As for Tony Hanson--dude was a 6'5" SG. He didn't play in an era like the 60s. Perhaps then you'd have a point. Hanson played in an era with players like Bird and Magic and a number of other stars. Hell, he played in a conference Dr. J just came out of...and had a very good international career. To disparage him because he played a while back is crazy and ignorant. Especially because you trash him for not sticking on a roster while conveniently forgetting that Chris Smith didn't either.

As for Corny Thompson, dude could ball, and he played in the Big East. That you need him to suck because you want to win is fine.
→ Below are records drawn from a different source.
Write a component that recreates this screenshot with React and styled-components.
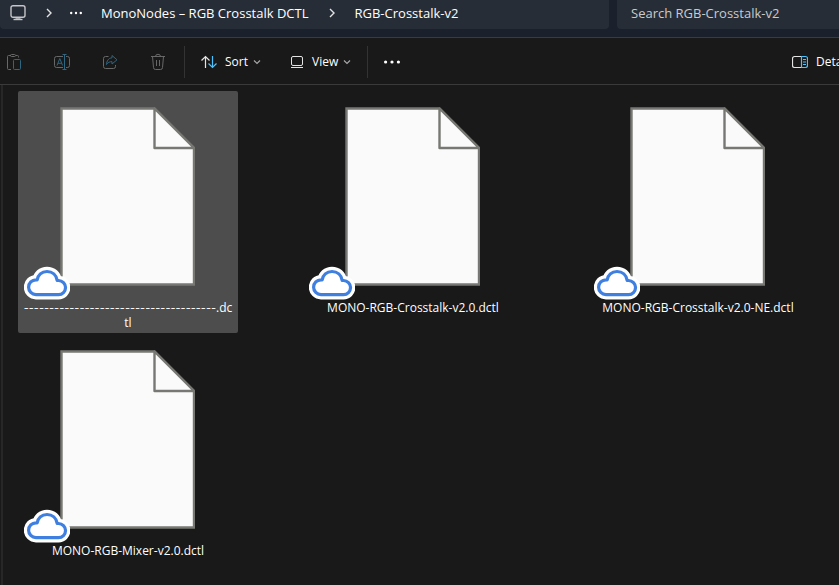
import { useState } from "react";
import styled, { createGlobalStyle } from "styled-components";

const files = [
  { id: 1, dashes: 38, name: ".dctl" },
  { id: 2, name: "MONO-RGB-Crosstalk-v2.0.dctl" },
  { id: 3, name: "MONO-RGB-Crosstalk-v2.0-NE.dctl" },
  { id: 4, name: "MONO-RGB-Mixer-v2.0.dctl" },
];

const MonitorIcon = () => (
  <svg width="16" height="18" viewBox="0 0 16 18" fill="none" stroke="#c4c6c8">
    <rect x="1" y="1.7" width="14" height="11.6" rx="2" strokeWidth="1.4" />
    <path d="M3.5 15.5h9" strokeWidth="1.4" />
    <path d="M5.5 14.5h5" strokeWidth="2" opacity="0.7" />
  </svg>
);

const CrumbArrow = () => (
  <svg width="8" height="10" viewBox="0 0 8 10" fill="none" stroke="#e2e3e5">
    <path d="M2 1l4 4-4 4" strokeWidth="1.4" />
  </svg>
);

const DotsIcon = ({ size = 12, r = 1.2 }) => (
  <svg width={size} height="4" viewBox={`0 0 ${size} 4`} fill="#fff">
    <circle cx={r} cy="2" r={r} />
    <circle cx={size / 2} cy="2" r={r} />
    <circle cx={size - r} cy="2" r={r} />
  </svg>
);

const DownArrow = () => (
  <svg width="8" height="6" viewBox="0 0 8 6" fill="none" stroke="#a8a8a8">
    <path d="M1 1.5l3 3 3-3" strokeWidth="1.2" />
  </svg>
);

const PasteIcon = () => (
  <svg width="16" height="18" viewBox="0 0 16 18" fill="none">
    <path
      d="M5 2.5H2.5a1 1 0 0 0-1 1v12a1 1 0 0 0 1 1H5M10 2.5h1.5a1 1 0 0 1 1 1v1"
      stroke="#686868"
    />
    <rect x="4.5" y="1.5" width="5" height="2" rx="1" stroke="#686868" />
    <rect x="7.5" y="6.5" width="7" height="10" rx="1" stroke="#2f6681" />
  </svg>
);

const RenameIcon = () => (
  <svg width="18" height="18" viewBox="0 0 18 18" fill="none">
    <path
      d="M10 3.5H3.5a2 2 0 0 0-2 2v7a2 2 0 0 0 2 2H10M13 3.5h1.5a2 2 0 0 1 2 2v7a2 2 0 0 1-2 2H13"
      stroke="#686868"
    />
    <path
      d="M4 12.5l2.8-7 2.8 7M5 10.3h3.7M11.5 1.5v15M9.5 1.5h4M9.5 16.5h4"
      stroke="#2f6681"
    />
  </svg>
);

const ShareIcon = () => (
  <svg width="16" height="18" viewBox="0 0 16 18" fill="none">
    <path
      d="M6.5 3.5H3.5a2 2 0 0 0-2 2v8a2 2 0 0 0 2 2h8a2 2 0 0 0 2-2V12"
      stroke="#686868"
    />
    <path
      d="M10 2.5l5 4.3-5 4.2V8.7C7.5 8.5 6 9.5 4.5 11.5 4.7 8 6.5 5 10 4.8z"
      stroke="#2f6681"
      strokeLinejoin="round"
    />
  </svg>
);

const TrashIcon = () => (
  <svg width="16" height="18" viewBox="0 0 16 18" fill="none" stroke="#686868">
    <path d="M1 3.5h14M5.5 3.5a2.5 2.2 0 0 1 5 0M2.5 3.5l1 11a2 2 0 0 0 2 2h5a2 2 0 0 0 2-2l1-11" />
    <path d="M6.5 7v6M9.5 7v6" />
  </svg>
);

const SortIcon = () => (
  <svg width="16" height="14" viewBox="0 0 16 14" fill="none" strokeWidth="1.2">
    <path d="M4.5 13V1.5M0.5 5.5l4-4 4 4" stroke="#e4e4e4" />
    <path d="M11.5 1v11.5M7.5 8.5l4 4 4-4" stroke="#4cc2ff" />
  </svg>
);

const ViewIcon = () => (
  <svg width="14" height="14" viewBox="0 0 14 14" fill="none" stroke="#e4e4e4">
    <rect x="1.5" y="1.5" width="11" height="9" rx="1.5" />
    <path d="M1 12.5h12" />
  </svg>
);

const DetailsIcon = () => (
  <svg width="16" height="14" viewBox="0 0 16 14" fill="none" strokeWidth="1.2">
    <path d="M9.5 1.5H2.5a2 2 0 0 0-2 2v7a2 2 0 0 0 2 2h7" stroke="#e4e4e4" />
    <path d="M9.5 1.5h4a2 2 0 0 1 2 2v7a2 2 0 0 1-2 2h-4z" stroke="#4cc2ff" />
    <path d="M11 4.5h3M11 7h3M11 9.5h3" stroke="#4cc2ff" />
  </svg>
);

const PageIcon = () => (
  <svg width="135" height="179" viewBox="0 0 135 179">
    <path
      d="M1.5 1.5H94.500L134 41V177.500H1.500z"
      fill="#fafafa"
      stroke="#777773"
      strokeWidth="2.4"
    />
    <path
      d="M94.500 1.500V41H134z"
      fill="#fafafa"
      stroke="#777773"
      strokeWidth="2.4"
      strokeLinejoin="round"
    />
  </svg>
);

const cloudPath =
  "M12 28.6a7.4 7.4 0 0 1 0-14.8h1.2C13.8 9 17.7 5.500 23 5.500s9.400 3.500 10.200 9h1.300a7 7 0 0 1 0 14.100z";

const CloudIcon = () => (
  <svg width="46" height="34" viewBox="0 0 46 34" strokeLinejoin="round">
    <path d={cloudPath} fill="#fff" stroke="#fff" strokeWidth="9.6" />
    <path d={cloudPath} fill="#fff" stroke="#3f7fe0" strokeWidth="3.2" />
  </svg>
);

const App = () => {
  const [selected, setSelected] = useState(1);

  return (
    <Window>
      <GlobalStyle />
      <AddressRow>
        <AddressBar aria-label="Address">
          <Crumb href="#pc" aria-label="This PC">
            <MonitorIcon />
          </Crumb>
          <CrumbArrow />
          <CrumbButton aria-label="More folders">
            <DotsIcon />
          </CrumbButton>
          <Crumb href="#parent">MonoNodes – RGB Crosstalk DCTL</Crumb>
          <CrumbArrow />
          <Crumb href="#current">RGB-Crosstalk-v2</Crumb>
        </AddressBar>
        <SearchInput
          type="search"
          aria-label="Search"
          placeholder="Search RGB-Crosstalk-v2"
        />
      </AddressRow>
      <Toolbar>
        <IconGroup>
          <IconButton aria-label="Paste">
            <PasteIcon />
          </IconButton>
          <IconButton aria-label="Rename">
            <RenameIcon />
          </IconButton>
          <IconButton aria-label="Share">
            <ShareIcon />
          </IconButton>
          <IconButton aria-label="Delete">
            <TrashIcon />
          </IconButton>
        </IconGroup>
        <MenuGroup>
          <MenuButton>
            <SortIcon />
            <Label>Sort</Label>
            <DownArrow />
          </MenuButton>
          <MenuButton>
            <ViewIcon />
            <Label>View</Label>
            <DownArrow />
          </MenuButton>
        </MenuGroup>
        <MoreButton aria-label="See more">
          <DotsIcon size={16} r={1.6} />
        </MoreButton>
        <DetailsButton>
          <DetailsIcon />
          <Label>Details</Label>
        </DetailsButton>
      </Toolbar>
      <Content>
        <FileGrid>
          {files.map((file) => (
            <li key={file.id}>
              <FileTile
                $selected={selected === file.id}
                onClick={() => setSelected(file.id)}
              >
                <Thumbnail>
                  <PageIcon />
                  <CloudBadge>
                    <CloudIcon />
                  </CloudBadge>
                </Thumbnail>
                <FileName>
                  {file.dashes && <Dashes>{"-".repeat(file.dashes)}</Dashes>}
                  {file.name}
                </FileName>
              </FileTile>
            </li>
          ))}
        </FileGrid>
      </Content>
    </Window>
  );
};

const GlobalStyle = createGlobalStyle`
  * {
    box-sizing: border-box;
  }

  body {
    margin: 0;
    overflow: hidden;
    background: #191919;
    font-family: "Open Sans", "Noto Sans", sans-serif;
  }

  button,
  input {
    font-family: inherit;
  }

  svg {
    display: block;
    flex-shrink: 0;
  }
`;

const Window = styled.div`
  display: flex;
  flex-direction: column;
  min-height: 100vh;
  color: #fff;
  background: #191919;
`;

const AddressRow = styled.header`
  display: flex;
  gap: 8px;
  height: 38px;
  padding-bottom: 8px;
  background: #1a202c;
  border-bottom: 1px solid #393b3e;
`;

const AddressBar = styled.nav`
  display: flex;
  flex: 1;
  align-items: center;
  gap: 17px;
  padding: 0 8px 4px;
  background: #272d37;
  border-radius: 0 0 4px 4px;
`;

const Crumb = styled.a`
  padding: 0 2px;
  color: #fff;
  font-size: 13px;
  line-height: 20px;
  text-decoration: none;
  white-space: nowrap;
`;

const CrumbButton = styled.button`
  padding: 0;
  border: none;
  background: none;
`;

const SearchInput = styled.input`
  width: 222px;
  padding: 0 14px 4px;
  color: #fff;
  font-size: 13px;
  background: #272d37;
  border: none;
  border-radius: 0 0 0 4px;
  outline: none;

  &::placeholder {
    color: #c9cbce;
    opacity: 1;
  }
`;

const Toolbar = styled.div`
  display: flex;
  align-items: center;
  height: 47px;
  padding-top: 2px;
  border-bottom: 1px solid #3a3a3a;
`;

const IconGroup = styled.div`
  display: flex;
  padding-right: 2px;
`;

const IconButton = styled.button`
  display: flex;
  align-items: center;
  justify-content: center;
  width: 48px;
  height: 32px;
  padding: 0;
  border: none;
  background: none;

  &:first-child {
    width: 38px;
    padding-right: 10px;
  }
`;

const MenuGroup = styled.div`
  display: flex;
  gap: 29px;
  height: 32px;
  padding: 0 16px;
  border-left: 1px solid #333;
  border-right: 1px solid #333;
`;

const MenuButton = styled.button`
  display: flex;
  align-items: center;
  padding: 0;
  color: #fff;
  font-size: 12px;
  line-height: 16px;
  white-space: nowrap;
  border: none;
  background: none;
`;

const Label = styled.span`
  padding: 0 5px 0 8px;
`;

const MoreButton = styled(MenuButton)`
  height: 32px;
  padding: 0 16px;
`;

const DetailsButton = styled(MenuButton)`
  width: 47px;
  margin-left: auto;
  overflow: hidden;
`;

const Content = styled.main`
  flex: 1;
  margin-left: 1px;
  padding: 6px 15px;
  border-left: 2px solid #272727;
`;

const FileGrid = styled.ul`
  display: grid;
  grid-template-columns: repeat(auto-fill, 220px);
  gap: 1px 65px;
  margin: 0;
  padding: 0;
  list-style: none;
`;

const FileTile = styled.button`
  display: flex;
  flex-direction: column;
  align-items: center;
  width: 100%;
  height: 242px;
  padding: 16px 5px 0;
  color: #fff;
  border: none;
  border-radius: 2px;
  background: ${({ $selected }) => ($selected ? "#4d4d4d" : "transparent")};
`;

const Thumbnail = styled.div`
  position: relative;
  width: 100%;
  padding: 0 0 14px 37px;
`;

const CloudBadge = styled.span`
  position: absolute;
  bottom: 0;
  left: 1px;
`;

const FileName = styled.span`
  width: 100%;
  font-size: 12px;
  line-height: 15px;
  text-align: center;
  word-break: break-all;
`;

const Dashes = styled.span`
  font-family: Inter, sans-serif;
  font-size: 11px;
  line-height: 1;
`;

export default App;
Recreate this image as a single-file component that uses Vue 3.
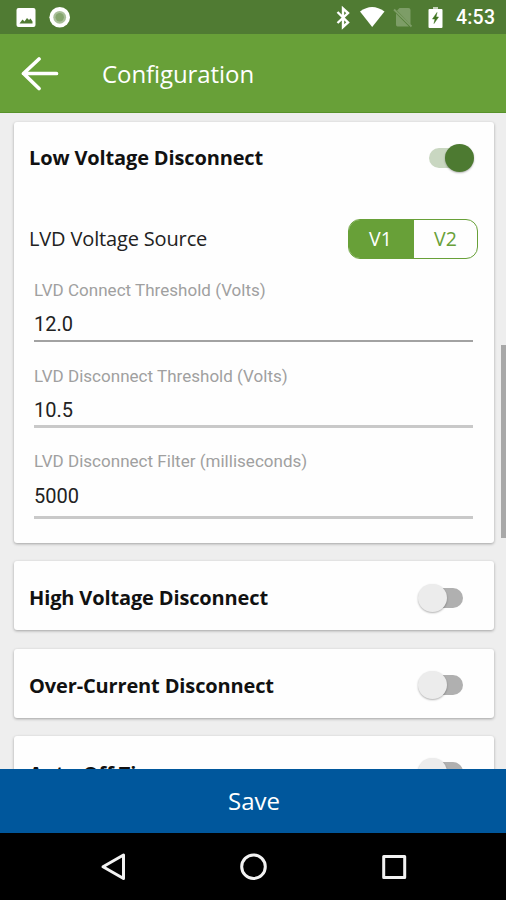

But that doesn't make you any less wrong. He was a 2x Big East first team player. And he's going to make your interior defense work...and his key weakness is defense...and your interior doesn't scare me.

I have Kemba...led a team to a title.
I have Taliek...led a team to a title.
I have Niels, who played and defended significantly on a title team.

Your one PG did get his team to an E8. And that's significant and all. But it ain't the same. Your 2 other key players couldn't get over the hump.

And you don't play defense, except a press, I guess. And I'm just not worried about that. Press me, and I have two primary guards who will make you pay.

What were Calhoun's teams up through 1999 killed for? The inability to play in the half court. When I play Taliek and Giffey, I have 5 solid, on the ball defenders that are going to harrass your players into mistakes. You key mistake was valuing offense over defense. Kemba--who led the NCAA in FT attempts in 2011--is going to get your bigs into foul trouble. And I can play fast or slow. I can score inside or outside. Your team can score from the outside if you play fast. And that's about it. Your best offense in the half-court is going to be isos.